- **SHORT PROBLEM**: Report how many lines below contain the word "index". Give only the number.

- **SOURCE DATA**:
-------------------------

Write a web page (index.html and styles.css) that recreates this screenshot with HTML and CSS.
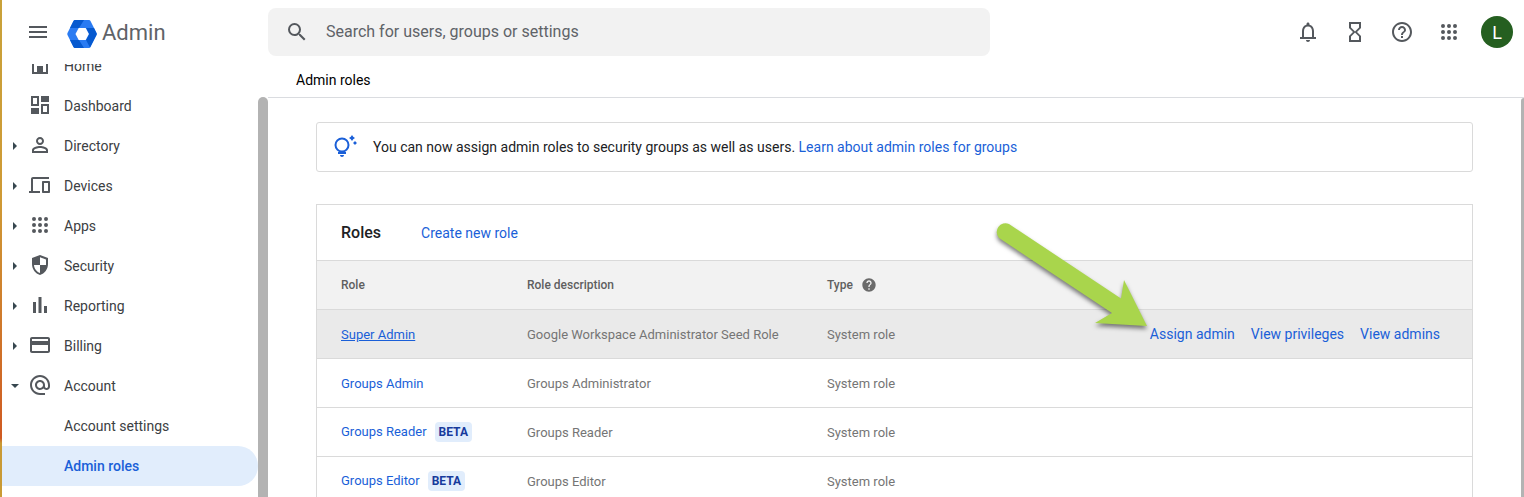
FILE: index.html
```
<!DOCTYPE html>
<html lang="en">
<head>
    <meta charset="UTF-8">
    <meta name="viewport" content="width=device-width, initial-scale=1.0">
    <title>Admin roles - Admin Console</title>
    <link rel="stylesheet" href="styles.css">
</head>
<body>

<header class="topbar">
    <div class="brand">
        <button type="button" class="icon-btn" aria-label="Main menu">
            <svg viewBox="0 0 24 24"><path d="M3 18h18v-2H3v2zm0-5h18v-2H3v2zm0-7v2h18V6H3z"/></svg>
        </button>
        <a href="#" class="logo">
            <svg class="logo-mark" viewBox="0 0 30 28">
                <path fill="#2a7bf2" d="M8 0h14q1 0 1.500 1l6 12q.500 1 0 2l-6 12q-.500 1-1.500 1H8q-1 0-1.500-1l-6-12q-.500-1 0-2l6-12Q7 0 8 0z"/>
                <path fill="#0659cf" d="M8 0h9l-5 8H3l3.500-7Q7 0 8 0z"/>
                <path fill="#0659cf" d="M19 8h8l2.500 5q.500 1 0 2l-6.500 12.500L19 20l3-6z"/>
                <path fill="#0659cf" d="M3 20h9l5 8H8q-1 0-1.500-1z"/>
                <path fill="#fff" d="M11.700 8h7l3.200 6-3.200 6h-7l-3.200-6z"/>
            </svg>
            <span>Admin</span>
        </a>
    </div>

    <form class="search">
        <svg viewBox="0 0 24 24"><path d="M15.500 14h-.790l-.280-.270A6.470 6.470 0 0 0 16 9.500 6.500 6.500 0 1 0 9.500 16c1.610 0 3.090-.590 4.230-1.570l.270.280v.790l5 4.990L20.490 19l-4.990-5zm-6 0C7.010 14 5 11.990 5 9.500S7.010 5 9.500 5 14 7.010 14 9.500 11.990 14 9.500 14z"/></svg>
        <input type="text" aria-label="Search" placeholder="Search for users, groups or settings">
    </form>

    <div class="tools">
        <button type="button" class="icon-btn" aria-label="Notifications">
            <svg viewBox="0 0 24 24"><path d="M18 17v-6c0-3.070-1.630-5.640-4.500-6.320V4c0-.830-.670-1.500-1.500-1.500s-1.500.670-1.500 1.500v.680C7.640 5.360 6 7.920 6 11v6H4v2h16v-2h-2zm-2 0H8v-6c0-2.480 1.510-4.500 4-4.500s4 2.020 4 4.500v6zm-4 5c1.100 0 2-.900 2-2h-4c0 1.100.890 2 2 2z"/></svg>
        </button>
        <button type="button" class="icon-btn" aria-label="Tasks">
            <svg viewBox="0 0 24 24"><path d="M6 2v6l4 4-4 4v6h12v-6l-4-4 4-4V2H6zm10 14.500V20H8v-3.500l4-4 4 4zm-4-5l-4-4V4h8v3.500l-4 4z"/></svg>
        </button>
        <button type="button" class="icon-btn" aria-label="Help">
            <svg viewBox="0 0 24 24"><path d="M11 18h2v-2h-2v2zm1-16C6.480 2 2 6.480 2 12s4.480 10 10 10 10-4.480 10-10S17.520 2 12 2zm0 18c-4.410 0-8-3.590-8-8s3.590-8 8-8 8 3.590 8 8-3.590 8-8 8zm0-14c-2.210 0-4 1.790-4 4h2c0-1.100.900-2 2-2s2 .900 2 2c0 2-3 1.750-3 5h2c0-2.250 3-2.500 3-5 0-2.210-1.790-4-4-4z"/></svg>
        </button>
        <button type="button" class="icon-btn" aria-label="Google apps">
            <svg viewBox="0 0 24 24"><path d="M6 8a2 2 0 1 0 0-4 2 2 0 0 0 0 4zm6 0a2 2 0 1 0 0-4 2 2 0 0 0 0 4zm6 0a2 2 0 1 0 0-4 2 2 0 0 0 0 4zM6 14a2 2 0 1 0 0-4 2 2 0 0 0 0 4zm6 0a2 2 0 1 0 0-4 2 2 0 0 0 0 4zm6 0a2 2 0 1 0 0-4 2 2 0 0 0 0 4zM6 20a2 2 0 1 0 0-4 2 2 0 0 0 0 4zm6 0a2 2 0 1 0 0-4 2 2 0 0 0 0 4zm6 0a2 2 0 1 0 0-4 2 2 0 0 0 0 4z"/></svg>
        </button>
        <button type="button" class="avatar" aria-label="Account">L</button>
    </div>
</header>

<div class="layout">
    <nav class="sidebar">
        <ul class="menu">
            <li><a href="#">
                <span class="arrow"></span>
                <svg viewBox="0 0 24 24"><path d="M12 3L4 9v12h16V9l-8-6zm6 16h-3v-6H9v6H6v-9l6-4.500 6 4.500v9z"/></svg>
                Home
            </a></li>
            <li><a href="#">
                <span class="arrow"></span>
                <svg viewBox="0 0 24 24"><path d="M3 3v10h8V3H3zm6 8H5V5h4v6zm4-8v6h8V3h-8zM3 21h8v-6H3v6zm10 0h8V11h-8v10zm2-8h4v6h-4v-6z"/></svg>
                Dashboard
            </a></li>
            <li><a href="#">
                <span class="arrow right"></span>
                <svg viewBox="0 0 24 24"><path d="M12 12c2.210 0 4-1.790 4-4s-1.790-4-4-4-4 1.790-4 4 1.790 4 4 4zm0-6c1.100 0 2 .900 2 2s-.900 2-2 2-2-.900-2-2 .900-2 2-2zm0 7c-2.670 0-8 1.340-8 4v3h16v-3c0-2.660-5.330-4-8-4zm6 5H6v-.990c.200-.720 3.300-2.010 6-2.010s5.800 1.290 6 2v1z"/></svg>
                Directory
            </a></li>
            <li><a href="#">
                <span class="arrow right"></span>
                <svg viewBox="0 0 24 24"><path d="M5 6h16V4H5c-1.100 0-2 .900-2 2v12H1v2h11v-2H5V6zm16 2h-6c-.550 0-1 .450-1 1v10c0 .550.450 1 1 1h6c.550 0 1-.450 1-1V9c0-.550-.450-1-1-1zm-1 10h-4v-8h4v8z"/></svg>
                Devices
            </a></li>
            <li><a href="#">
                <span class="arrow right"></span>
                <svg viewBox="0 0 24 24"><path d="M6 8a2 2 0 1 0 0-4 2 2 0 0 0 0 4zm6 0a2 2 0 1 0 0-4 2 2 0 0 0 0 4zm6 0a2 2 0 1 0 0-4 2 2 0 0 0 0 4zM6 14a2 2 0 1 0 0-4 2 2 0 0 0 0 4zm6 0a2 2 0 1 0 0-4 2 2 0 0 0 0 4zm6 0a2 2 0 1 0 0-4 2 2 0 0 0 0 4zM6 20a2 2 0 1 0 0-4 2 2 0 0 0 0 4zm6 0a2 2 0 1 0 0-4 2 2 0 0 0 0 4zm6 0a2 2 0 1 0 0-4 2 2 0 0 0 0 4z"/></svg>
                Apps
            </a></li>
            <li><a href="#">
                <span class="arrow right"></span>
                <svg viewBox="0 0 24 24"><path d="M12 2L4 5v6.090c0 5.050 3.410 9.760 8 10.910 4.590-1.150 8-5.860 8-10.910V5l-8-3zm6 9.090V12h-6v7.930c-3.450-1.130-5.870-4.530-6-7.930h6V4.140l6 2.250v4.700z"/></svg>
                Security
            </a></li>
            <li><a href="#">
                <span class="arrow right"></span>
                <svg viewBox="0 0 24 24"><path d="M5 9h3v11H5zM10.500 4h3v16h-3zM16 13h3v7h-3z"/></svg>
                Reporting
            </a></li>
            <li><a href="#">
                <span class="arrow right"></span>
                <svg viewBox="0 0 24 24"><path d="M20 4H4c-1.110 0-1.990.890-1.990 2L2 18c0 1.110.890 2 2 2h16c1.110 0 2-.890 2-2V6c0-1.110-.890-2-2-2zm0 14H4v-6h16v6zm0-10H4V6h16v2z"/></svg>
                Billing
            </a></li>
            <li><a href="#">
                <span class="arrow down"></span>
                <svg viewBox="0 0 24 24"><path d="M12 2C6.480 2 2 6.480 2 12s4.480 10 10 10h5v-2h-5c-4.340 0-8-3.660-8-8s3.660-8 8-8 8 3.660 8 8v1.430c0 .790-.710 1.570-1.500 1.570s-1.500-.780-1.500-1.570V12c0-2.760-2.240-5-5-5s-5 2.240-5 5 2.240 5 5 5c1.380 0 2.640-.560 3.540-1.470.650.890 1.770 1.470 2.960 1.470 1.970 0 3.500-1.600 3.500-3.570V12c0-5.520-4.480-10-10-10zm0 13c-1.660 0-3-1.340-3-3s1.340-3 3-3 3 1.340 3 3-1.340 3-3 3z"/></svg>
                Account
            </a></li>
            <li><a href="#" class="sub">Account settings</a></li>
            <li><a href="#" class="sub active">Admin roles</a></li>
        </ul>
    </nav>
    <div class="sidebar-scroll"></div>

    <main class="main">
        <div class="breadcrumb">Admin roles</div>
        <div class="scroller">
            <div class="content">
                <div class="notice">
                    <svg viewBox="0 0 24 24">
                        <circle cx="9" cy="10" r="6.500" fill="none" stroke="#1a5fd8" stroke-width="2"/>
                        <path d="M5 17h8v2H5zM7 20h4c0 1.100-.900 2-2 2s-2-.900-2-2zM19 0l1.200 1.800L22 3l-1.800 1.200L19 6l-1.200-1.800L16 3l1.800-1.200zM22 6l.900 1.100L24 8l-1.100.900L22 10l-.900-1.100L20 8l1.100-.900z"/>
                    </svg>
                    <p>You can now assign admin roles to security groups as well as users. <a href="#">Learn about admin roles for groups</a></p>
                </div>

                <section class="card">
                    <div class="card-head">
                        <h2>Roles</h2>
                        <a href="#">Create new role</a>
                    </div>
                    <table class="roles">
                        <thead>
                            <tr>
                                <th class="col-role">Role</th>
                                <th class="col-desc">Role description</th>
                                <th class="col-type">
                                    <span class="type-label">Type
                                        <svg viewBox="0 0 24 24"><path d="M12 2C6.480 2 2 6.480 2 12s4.480 10 10 10 10-4.480 10-10S17.520 2 12 2zm1 17h-2v-2h2v2zm2.070-7.750l-.900.920C13.450 12.900 13 13.500 13 15h-2v-.500c0-1.100.450-2.100 1.170-2.830l1.240-1.260c.370-.360.590-.860.590-1.410 0-1.100-.900-2-2-2s-2 .900-2 2H8c0-2.210 1.790-4 4-4s4 1.790 4 4c0 .880-.360 1.680-.930 2.250z"/></svg>
                                    </span>
                                </th>
                                <th></th>
                            </tr>
                        </thead>
                        <tbody>
                            <tr class="hover">
                                <td><a href="#">Super Admin</a></td>
                                <td>Google Workspace Administrator Seed Role</td>
                                <td>System role</td>
                                <td class="col-actions">
                                    <div class="actions">
                                        <a href="#">Assign admin</a>
                                        <a href="#">View privileges</a>
                                        <a href="#">View admins</a>
                                        <svg class="pointer" viewBox="0 0 168 128"><path d="M25 12L137 86.500 140 68l23 46-52-3 17-10L15 26A8.800 8.800 0 0 1 25 12z"/></svg>
                                    </div>
                                </td>
                            </tr>
                            <tr>
                                <td><a href="#">Groups Admin</a></td>
                                <td>Groups Administrator</td>
                                <td>System role</td>
                                <td></td>
                            </tr>
                            <tr>
                                <td class="with-badge"><a href="#">Groups Reader</a><span class="badge">BETA</span></td>
                                <td>Groups Reader</td>
                                <td>System role</td>
                                <td></td>
                            </tr>
                            <tr>
                                <td class="with-badge"><a href="#">Groups Editor</a><span class="badge">BETA</span></td>
                                <td>Groups Editor</td>
                                <td>System role</td>
                                <td></td>
                            </tr>
                        </tbody>
                    </table>
                </section>
            </div>
            <div class="main-scroll"></div>
        </div>
    </main>
</div>

</body>
</html>
```

FILE: styles.css
```
* {
    box-sizing: border-box;
}
body {
    margin: 0;
    height: 100vh;
    display: flex;
    flex-direction: column;
    overflow: hidden;
    background-color: #fff;
    border-left: 2px solid;
    border-image: linear-gradient(#c9a23a, #cf9a35 40%, #cf5a22 88%, #c99a35 89%) 1;
    font-family: Roboto, Arial, sans-serif;
    font-size: 14px;
    line-height: 20px;
    color: #202124;
}
a {
    color: #1a5fd8;
    text-decoration: none;
}
svg {
    width: 24px;
    height: 24px;
    flex: none;
    fill: #54585d;
}
button {
    padding: 0;
    border: none;
    background: none;
    font-family: inherit;
}

/* top bar */
.topbar {
    display: flex;
    align-items: center;
    height: 64px;
    flex: none;
    padding-right: 11px;
}
.brand {
    display: flex;
    align-items: center;
    gap: 17px;
    width: 266px;
    flex: none;
    padding-left: 24px;
}
.icon-btn {
    width: 24px;
    height: 24px;
}
.logo {
    display: flex;
    align-items: center;
    gap: 5px;
    padding-top: 3px;
    font-size: 22px;
    line-height: 24px;
    color: #5f6368;
}
.logo span {
    padding-bottom: 2px;
}
.logo .logo-mark {
    width: 30px;
    height: 28px;
}
.search {
    display: flex;
    align-items: center;
    gap: 17px;
    flex: 0 1 722px;
    height: 48px;
    padding: 0 17px;
    border-radius: 8px;
    background-color: #f2f2f2;
}
.search input {
    flex: 1;
    padding: 0 0 2px;
    border: none;
    outline: none;
    background: none;
    font-family: inherit;
    font-size: 16px;
}
.search input::placeholder {
    color: #5f6368;
    opacity: 1;
}
.tools {
    display: flex;
    align-items: center;
    gap: 23px;
    margin-left: auto;
}
.avatar {
    width: 32px;
    height: 32px;
    margin-left: -3px;
    border-radius: 50%;
    background-color: #255f20;
    color: #fff;
    font-size: 18px;
}

/* sidebar */
.layout {
    display: flex;
    flex: 1;
    min-height: 0;
}
.sidebar {
    width: 256px;
    flex: none;
    overflow: hidden;
}
.menu {
    list-style: none;
    margin: -18px 0 0;
    padding: 0;
}
.menu a {
    display: flex;
    align-items: center;
    height: 40px;
    color: #3c4043;
}
.menu svg {
    margin: 0 12px 2px 0;
}
.arrow {
    width: 17px;
    margin-right: 9px;
    display: flex;
    justify-content: flex-end;
}
.arrow.right::after {
    content: "";
    margin-right: 2px;
    border-left: 4px solid #37474f;
    border-top: 4px solid transparent;
    border-bottom: 4px solid transparent;
}
.arrow.down::after {
    content: "";
    border-top: 4px solid #37474f;
    border-left: 4px solid transparent;
    border-right: 4px solid transparent;
}
.menu .sub {
    padding-left: 62px;
}
.menu .active {
    border-radius: 0 20px 20px 0;
    background-color: #e1edfc;
    color: #1a5fd8;
    font-weight: 500;
}
.sidebar-scroll {
    width: 10px;
    flex: none;
    margin-top: 33px;
    border-radius: 5px 5px 0 0;
    background-color: #b3b3b3;
}

/* main area */
.main {
    flex: 1;
    min-width: 0;
    display: flex;
    flex-direction: column;
}
.breadcrumb {
    flex: none;
    padding: 6px 28px 7px;
    border-bottom: 1px solid #dadce0;
    color: #000;
}
.scroller {
    flex: 1;
    min-height: 0;
    display: flex;
}
.content {
    flex: 1;
    min-width: 0;
    padding: 24px 48px;
}
.main-scroll {
    width: 3px;
    flex: none;
    border-radius: 3px 0 0 0;
    background-color: #b3b3b3;
}
.notice {
    display: flex;
    align-items: center;
    gap: 16px;
    height: 50px;
    margin-bottom: 32px;
    padding: 0 16px;
    border: 1px solid #dadada;
    border-radius: 3px;
}
.notice svg {
    fill: #1a5fd8;
}
.notice p {
    margin: 0;
}

/* roles table */
.card {
    border: 1px solid #dadada;
}
.card-head {
    display: flex;
    align-items: center;
    gap: 40px;
    height: 55px;
    padding: 0 24px;
}
.card-head h2 {
    margin: 0;
    font-size: 16px;
    font-weight: 500;
}
.roles {
    width: 100%;
    border-collapse: separate;
    border-spacing: 0;
    table-layout: fixed;
}
.roles th,
.roles td {
    height: 49px;
    padding: 0;
    border-top: 1px solid #dadada;
    text-align: left;
    font-size: 13px;
    color: #757575;
}
.roles td {
    padding-top: 2px;
}
.roles .with-badge {
    padding-top: 0;
}
.roles th {
    background-color: #f2f2f2;
    font-size: 12px;
    font-weight: 500;
    color: #5f5f5f;
}
.roles th:first-child,
.roles td:first-child {
    padding-left: 24px;
}
.col-role {
    width: 210px;
}
.col-desc {
    width: 300px;
}
.col-type {
    width: 160px;
}
.type-label {
    display: flex;
    align-items: center;
    gap: 8px;
}
.type-label svg {
    width: 16px;
    height: 16px;
    fill: #6b6b6b;
}
.hover td {
    background-color: #eaeaea;
}
.hover td:first-child a {
    text-decoration: underline;
}
.roles .col-actions {
    padding-top: 0;
    padding-right: 32px;
    font-size: 14px;
}
.actions {
    position: relative;
    display: flex;
    gap: 16px;
    width: max-content;
    margin-left: auto;
}
.badge {
    display: inline-block;
    margin-left: 8px;
    padding: 0 4px;
    border-radius: 4px;
    background-color: #e1edfc;
    color: #173b9c;
    font-size: 12px;
    font-weight: 700;
}
.pointer {
    position: absolute;
    right: calc(100% - 2px);
    bottom: 4px;
    width: 168px;
    height: 128px;
    fill: #a9d54c;
    filter: drop-shadow(0 3px 2px rgba(0, 0, 0, 0.5));
}
```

-------------------------

- **RESPONSE TO THE EXERCISE**: 2